Worth seeing: | as an earthbound drama about loss and guilt rather than the science fiction film suggested by the marketing |
Director: | Mike Cahill |
Featuring: | Brit Marling, William Mapother, Flint Beverage, Jordan Baker, Matthew-Lee Erlbach, Robin Taylor |
Length: | 92 minutes |
Certificate: | 12A |
Country: | US |
Released: | 9th December 2011 |
WHAT’S IT ABOUT?
Rhoda (Brit Marling) is an incredibly bright and ambitious high school student. The recent discovery of a new planet, very much like our own, has only increased her enthusiasm for becoming an astronaut – an ambition very much within her capability.
On the way back from celebrating her latest educational success, a little the worse for wear, she crashes into a car that’s stopped at traffic lights, killing a woman and child.
After serving four years in prison, Rhoda emerges into a world where she no longer seems to fit. All her ambition and drive have gone and she takes a job as a cleaner.
Unable to come to terms with what she has done, wracked with guilt, she manages to trace the man who lost his family in the accident; a formerly successful composer, John Burroughs (William Mapother), who’s become a recluse since the tragedy.
She turns up at his home, with the intention of apologising, but loses her courage, and saying the first thing that comes to her mind, she ends up becoming his cleaner.
Through her regular visits, she’s at least able to restore some order to his life and over the weeks, they become friends.
Slowly, they help each other emerge from their shells, which helps him return to his music, while she starts to contemplate science again – more specifically, that other earth – Earth 2 as it’s become known. She decides to enter a competition to try to win a seat on the first flight to the planet’s closest cosmic neighbour.
The closer they grow, the harder it is for her to open up to him and address the elephant in the room. Having fought to find herself again and kick-start her life, can she bring herself to risk it all again by coming clean?
WHAT’S IT LIKE?
This is a peculiar blend of low budget, science fiction and drama – last seen, perhaps, in the British thriller Monsters. But this has less of the science fiction and more of the drama.
In fact, although it’s called Another Earth and it’s about a budding young scientist who’s desperate to fly to another planet, it’s actually a film about a woman trying to get over her guilt for the one foolish action of her young life – with the science storyline serving as little more than narrative wallpaper; the planet is rarely featured as anything more than an image in the cloudless sky.
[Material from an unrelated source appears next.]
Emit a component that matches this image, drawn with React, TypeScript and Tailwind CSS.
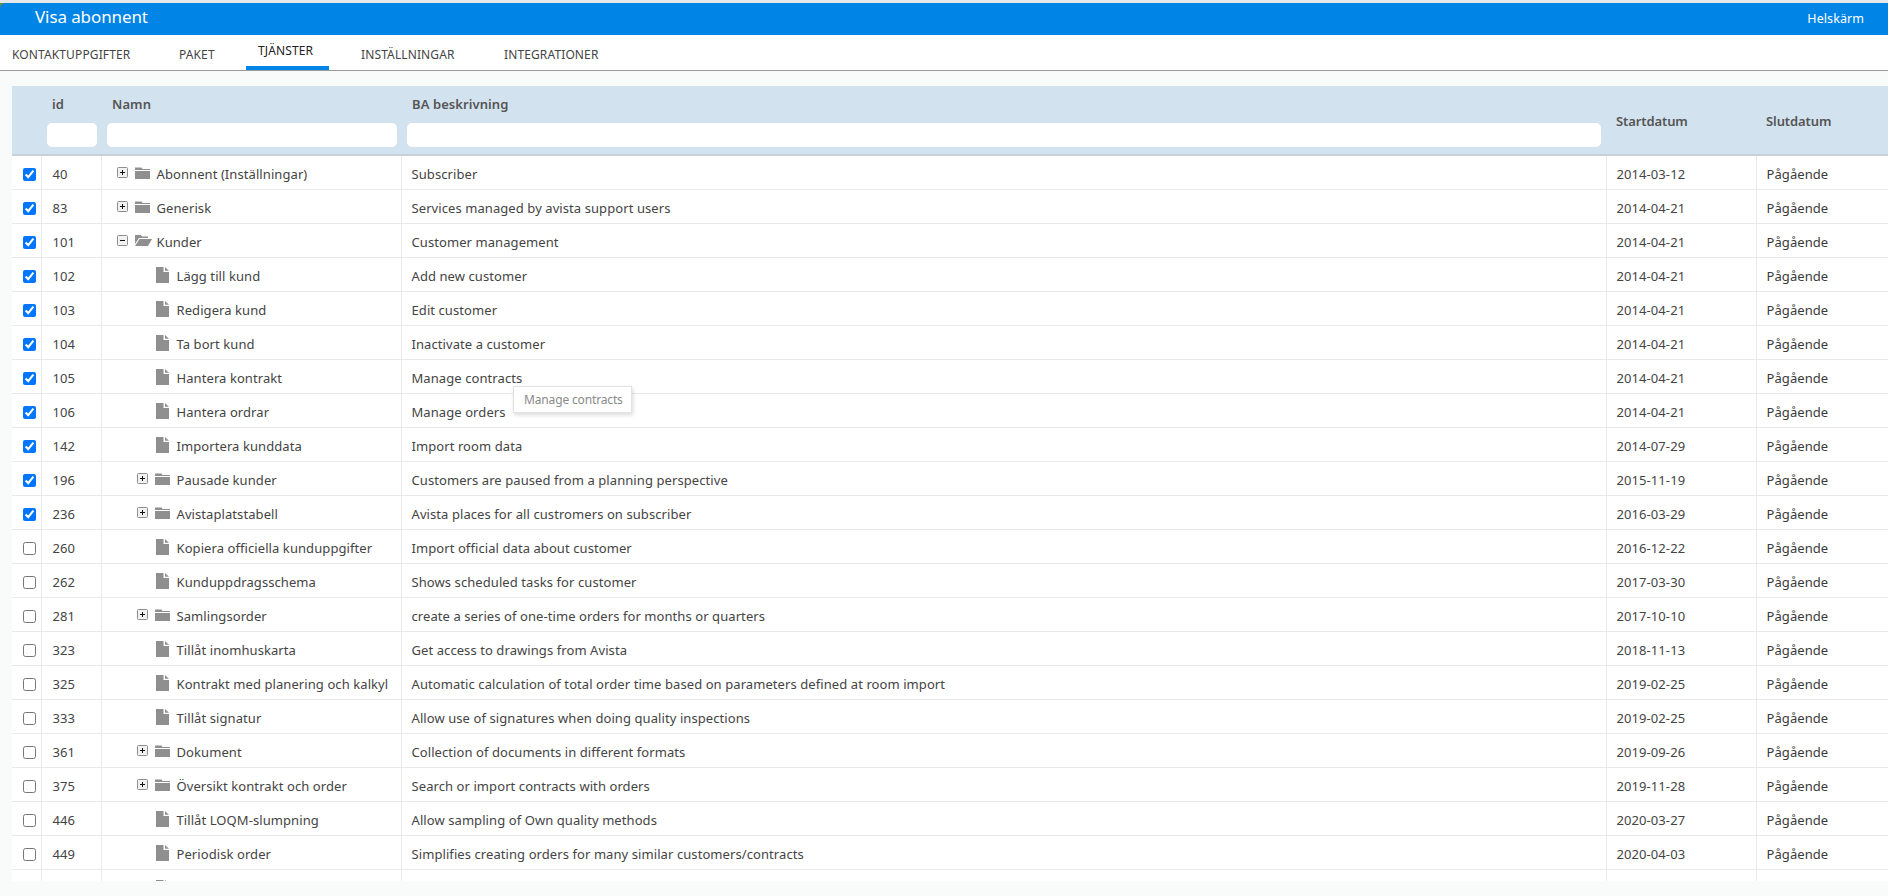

Having the space race going on in the background, oddly, detracts somewhat from the dramatic tension of the guilt-ridden accidental killer and the bond she’s formed with the unknowing person who has suffered as a result of her action. And the story of a science student who doubts her vocation when the chance to achieve her dreams is offered to her feels like it could have been an effective episode of the Twilight Zone – for those who remember what that was.
William (Tom Cruise’s cousin) Mapother and Brit Marling deliver suitably understated performances, which seem to weigh the film down with gravity; there’s very little levity – that said, while the story doesn’t require much, if 50/50 can squeeze an entire comedy out of cancer, some small element of light relief might have been welcome.
While this does seem to be another example of the increasingly common practice of trying to squeeze two very distinct films into one feature length package (last week’s Hugo is the most recent to come to mind), the first-time director Mike Cahill just about manages to hold them together convincingly.
Perhaps the biggest failure of the film is neither on his part nor on that of the actors but down to the marketers who are selling it more as a science fiction film that seems to promise a tale about the excitement of the discovery of what you might find on a planet like ours, when it’s truthfully an earthbound drama about loss and guilt, where the science should be read less literally than as a metaphor for our dreams.